» **TASK BRIEF**: Skip the pictures and quote all of the lines exactly.

------------------------------------------------------------

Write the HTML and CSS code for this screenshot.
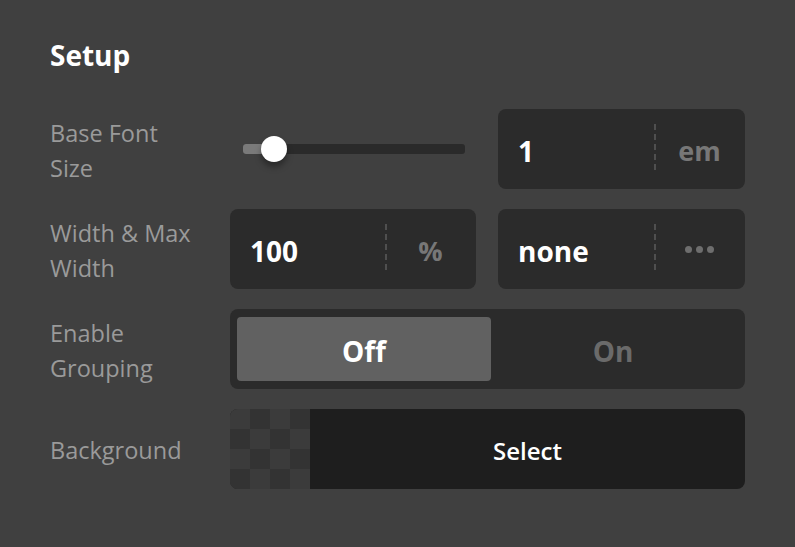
FILE: index.html
```html
<!DOCTYPE html>
<html>
<head lang="en">
    <meta charset="UTF-8">
    <title>Setup</title>
    <link rel="stylesheet" href="styles.css">
</head>
<body>
<div id="panel">
    <h2 class="title">Setup</h2>
    <div class="rows">
        <div class="row">
            <label class="label">Base Font<br>Size</label>
            <div class="slider">
                <div class="track">
                    <div class="fill"></div>
                    <div class="thumb"></div>
                </div>
            </div>
            <div class="field">
                <span class="value">1</span>
                <span class="unit">em</span>
            </div>
        </div>
        <div class="row">
            <label class="label">Width &amp; Max<br>Width</label>
            <div class="field">
                <span class="value">100</span>
                <span class="unit">%</span>
            </div>
            <div class="field">
                <span class="value">none</span>
                <span class="unit dots"><i></i><i></i><i></i></span>
            </div>
        </div>
        <div class="row">
            <label class="label">Enable<br>Grouping</label>
            <div class="toggle wide">
                <span class="opt selected">Off</span>
                <span class="opt">On</span>
            </div>
        </div>
        <div class="row">
            <label class="label">Background</label>
            <div class="bg-pick wide">
                <div class="checker"></div>
                <div class="select">Select</div>
            </div>
        </div>
    </div>
</div>
</body>
</html>
```

FILE: styles.css
```css
* {
    margin: 0;
    padding: 0;
    box-sizing: border-box;
}

html, body {
    height: 100%;
}

body {
    background-color: #404040;
    font-family: "Segoe UI", "Open Sans", "Noto Sans", sans-serif;
    color: #fff;
}

#panel {
    padding: 36px 50px 0 50px;
}

.title {
    font-size: 28px;
    font-weight: 700;
    line-height: 38px;
    margin-bottom: 35px;
}

.rows {
    display: flex;
    flex-direction: column;
    gap: 20px;
}

.row {
    display: grid;
    grid-template-columns: 158px 246px 247px;
    column-gap: 22px;
    height: 80px;
    align-items: center;
}

.label {
    color: #9a9a9a;
    font-size: 23.5px;
    line-height: 35px;
    padding-top: 3px;
    white-space: nowrap;
}

.wide {
    grid-column: 2 / 4;
}

/* slider */
.slider {
    padding: 0 11px 0 13px;
}

.track {
    position: relative;
    height: 10px;
    border-radius: 3px;
    background-color: #2a2a2a;
}

.fill {
    width: 32px;
    height: 100%;
    border-radius: 3px;
    background-color: #7a7a7a;
}

.thumb {
    position: absolute;
    left: 18px;
    top: -8px;
    width: 26px;
    height: 26px;
    border-radius: 50%;
    background-color: #fff;
    box-shadow: 0 5px 6px rgba(0, 0, 0, 0.35);
}

/* input with unit */
.field {
    display: flex;
    height: 80px;
    border-radius: 8px;
    background-color: #2b2b2b;
    align-items: center;
}

.value {
    flex: 1;
    padding: 3px 0 0 20px;
    font-size: 28px;
    font-weight: 700;
}

.unit {
    width: 91px;
    height: 50px;
    padding-top: 3px;
    background-image: repeating-linear-gradient(#4f4f4f 0 6px, transparent 6px 10px);
    background-size: 2px 100%;
    background-repeat: no-repeat;
    display: flex;
    align-items: center;
    justify-content: center;
    color: #777;
    font-size: 27px;
    font-weight: 700;
}

.dots {
    gap: 4px;
    padding-top: 0;
}

.dots i {
    width: 7px;
    height: 7px;
    border-radius: 50%;
    background-color: #6e6e6e;
}

/* toggle */
.toggle {
    display: grid;
    grid-template-columns: 1fr 1fr;
    height: 80px;
    padding: 8px 0 8px 7px;
    border-radius: 8px;
    background-color: #2b2b2b;
}

.opt {
    display: flex;
    align-items: center;
    justify-content: center;
    padding-top: 3px;
    padding-right: 10px;
    font-size: 28px;
    font-weight: 700;
    color: #6a6a6a;
}

.opt.selected {
    padding-right: 0;
    border-radius: 4px;
    background-color: #616161;
    color: #fff;
}

/* background picker */
.bg-pick {
    display: flex;
    height: 80px;
    border-radius: 8px;
    overflow: hidden;
    background-color: #1e1e1e;
}

.checker {
    width: 80px;
    background-color: #333;
    background-image: conic-gradient(#333 25%, #3b3b3b 0 50%, #333 0 75%, #3b3b3b 0);
    background-size: 40px 40px;
}

.select {
    flex: 1;
    display: flex;
    align-items: center;
    justify-content: center;
    padding-top: 2px;
    font-size: 24px;
    font-weight: 600;
}
```
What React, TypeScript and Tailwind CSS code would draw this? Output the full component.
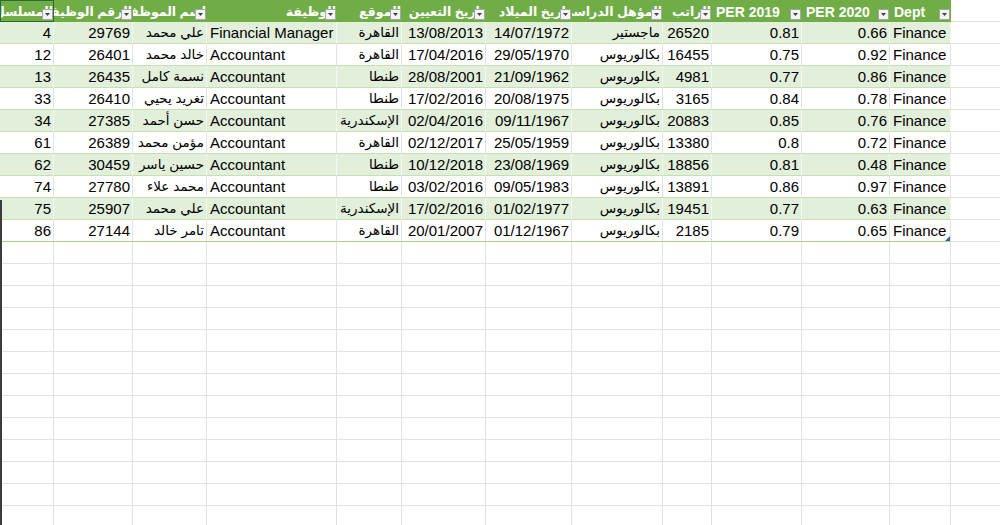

------------------------------------------------------------

» **SOLUTION FOR THIS PROBLEM**:
Write the HTML and CSS code for this screenshot.
FILE: index.html
```html
<!DOCTYPE html>
<html>
<head lang="en">
    <meta charset="UTF-8">
    <title>Setup</title>
    <link rel="stylesheet" href="styles.css">
</head>
<body>
<div id="panel">
    <h2 class="title">Setup</h2>
    <div class="rows">
        <div class="row">
            <label class="label">Base Font<br>Size</label>
            <div class="slider">
                <div class="track">
                    <div class="fill"></div>
                    <div class="thumb"></div>
                </div>
            </div>
            <div class="field">
                <span class="value">1</span>
                <span class="unit">em</span>
            </div>
        </div>
        <div class="row">
            <label class="label">Width &amp; Max<br>Width</label>
            <div class="field">
                <span class="value">100</span>
                <span class="unit">%</span>
            </div>
            <div class="field">
                <span class="value">none</span>
                <span class="unit dots"><i></i><i></i><i></i></span>
            </div>
        </div>
        <div class="row">
            <label class="label">Enable<br>Grouping</label>
            <div class="toggle wide">
                <span class="opt selected">Off</span>
                <span class="opt">On</span>
            </div>
        </div>
        <div class="row">
            <label class="label">Background</label>
            <div class="bg-pick wide">
                <div class="checker"></div>
                <div class="select">Select</div>
            </div>
        </div>
    </div>
</div>
</body>
</html>
```

FILE: styles.css
```css
* {
    margin: 0;
    padding: 0;
    box-sizing: border-box;
}

html, body {
    height: 100%;
}

body {
    background-color: #404040;
    font-family: "Segoe UI", "Open Sans", "Noto Sans", sans-serif;
    color: #fff;
}

#panel {
    padding: 36px 50px 0 50px;
}

.title {
    font-size: 28px;
    font-weight: 700;
    line-height: 38px;
    margin-bottom: 35px;
}

.rows {
    display: flex;
    flex-direction: column;
    gap: 20px;
}

.row {
    display: grid;
    grid-template-columns: 158px 246px 247px;
    column-gap: 22px;
    height: 80px;
    align-items: center;
}

.label {
    color: #9a9a9a;
    font-size: 23.5px;
    line-height: 35px;
    padding-top: 3px;
    white-space: nowrap;
}

.wide {
    grid-column: 2 / 4;
}

/* slider */
.slider {
    padding: 0 11px 0 13px;
}

.track {
    position: relative;
    height: 10px;
    border-radius: 3px;
    background-color: #2a2a2a;
}

.fill {
    width: 32px;
    height: 100%;
    border-radius: 3px;
    background-color: #7a7a7a;
}

.thumb {
    position: absolute;
    left: 18px;
    top: -8px;
    width: 26px;
    height: 26px;
    border-radius: 50%;
    background-color: #fff;
    box-shadow: 0 5px 6px rgba(0, 0, 0, 0.35);
}

/* input with unit */
.field {
    display: flex;
    height: 80px;
    border-radius: 8px;
    background-color: #2b2b2b;
    align-items: center;
}

.value {
    flex: 1;
    padding: 3px 0 0 20px;
    font-size: 28px;
    font-weight: 700;
}

.unit {
    width: 91px;
    height: 50px;
    padding-top: 3px;
    background-image: repeating-linear-gradient(#4f4f4f 0 6px, transparent 6px 10px);
    background-size: 2px 100%;
    background-repeat: no-repeat;
    display: flex;
    align-items: center;
    justify-content: center;
    color: #777;
    font-size: 27px;
    font-weight: 700;
}

.dots {
    gap: 4px;
    padding-top: 0;
}

.dots i {
    width: 7px;
    height: 7px;
    border-radius: 50%;
    background-color: #6e6e6e;
}

/* toggle */
.toggle {
    display: grid;
    grid-template-columns: 1fr 1fr;
    height: 80px;
    padding: 8px 0 8px 7px;
    border-radius: 8px;
    background-color: #2b2b2b;
}

.opt {
    display: flex;
    align-items: center;
    justify-content: center;
    padding-top: 3px;
    padding-right: 10px;
    font-size: 28px;
    font-weight: 700;
    color: #6a6a6a;
}

.opt.selected {
    padding-right: 0;
    border-radius: 4px;
    background-color: #616161;
    color: #fff;
}

/* background picker */
.bg-pick {
    display: flex;
    height: 80px;
    border-radius: 8px;
    overflow: hidden;
    background-color: #1e1e1e;
}

.checker {
    width: 80px;
    background-color: #333;
    background-image: conic-gradient(#333 25%, #3b3b3b 0 50%, #333 0 75%, #3b3b3b 0);
    background-size: 40px 40px;
}

.select {
    flex: 1;
    display: flex;
    align-items: center;
    justify-content: center;
    padding-top: 2px;
    font-size: 24px;
    font-weight: 600;
}
```
What React, TypeScript and Tailwind CSS code would draw this? Output the full component.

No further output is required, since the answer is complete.